ILLINOIS APPELLATE COURT — FIRST DISTRICT (2ND DIVISION) ORDER AFFIRMED.


OPINION FILED JUNE 3, 1986.

MICHAEL J. ADAMS, PLAINTIFF-APPELLANT,

v.

THE BOARD OF FIRE AND POLICE COMMISSIONERS OF THE VILLAGE OF SKOKIE ET AL., DEFENDANTS-APPELLEES.

Appeal from the Circuit Court of Cook County; the Hon. George Higgins, Judge, presiding.

JUSTICE STAMOS DELIVERED THE OPINION OF THE COURT:

Plaintiff, Michael J. Adams, appeals from the order of the circuit court of Cook County confirming the decision of defendant, the board of fire and police commissioners of the village of Skokie (the board), to demote him from the rank of captain to the rank of lieutenant on the village of Skokie fire department. Plaintiff contends that the sanction of demotion was arbitrary, unreasonable, and unrelated to the requirements of the service. We affirm.

On January 16, 1985, chief Thomas Quillin of the village of Skokie fire department (the department) filed charges against plaintiff with the board alleging violations of various departmental rules. Chief Quillin sought the demotion of plaintiff from captain to lieutenant, a fine, and a period of suspension. At the hearing on April 9, 1985, the parties stipulated to the following facts:

"In 1982, Michael Adams while on duty at the Fire Department obtained copies of certain portions of Peter Conrad's personnel files. These confidential files were located on a shelf in the storage closet of the Skokie Fire Department, maintained by the Village of Skokie Fire Department. Michael Adams took these documents, photocopied them and turned them over to Terry Gielow for use in a pending lawsuit between Firefighters Terry Gielow and Peter Conrad, stemming from a fist fight at a Skokie Fire station."

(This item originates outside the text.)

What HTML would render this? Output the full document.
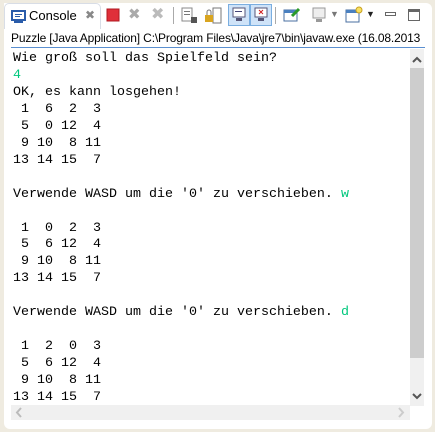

Plaintiff admitted that his conduct violated the following rules and regulations of the village of Skokie fire department:

"Rule 310.02 Standard of Conduct: Members and employees shall conduct their private and professional lives in such a manner as to avoid bringing the Department into disrepute.

Rule 310.04 Loyalty: Loyalty to the Department and to associates is an important factor in Departmental morale and efficiency. Members and employees shall maintain a loyalty to the Department and their associates as is consistent with the law and personal ethics.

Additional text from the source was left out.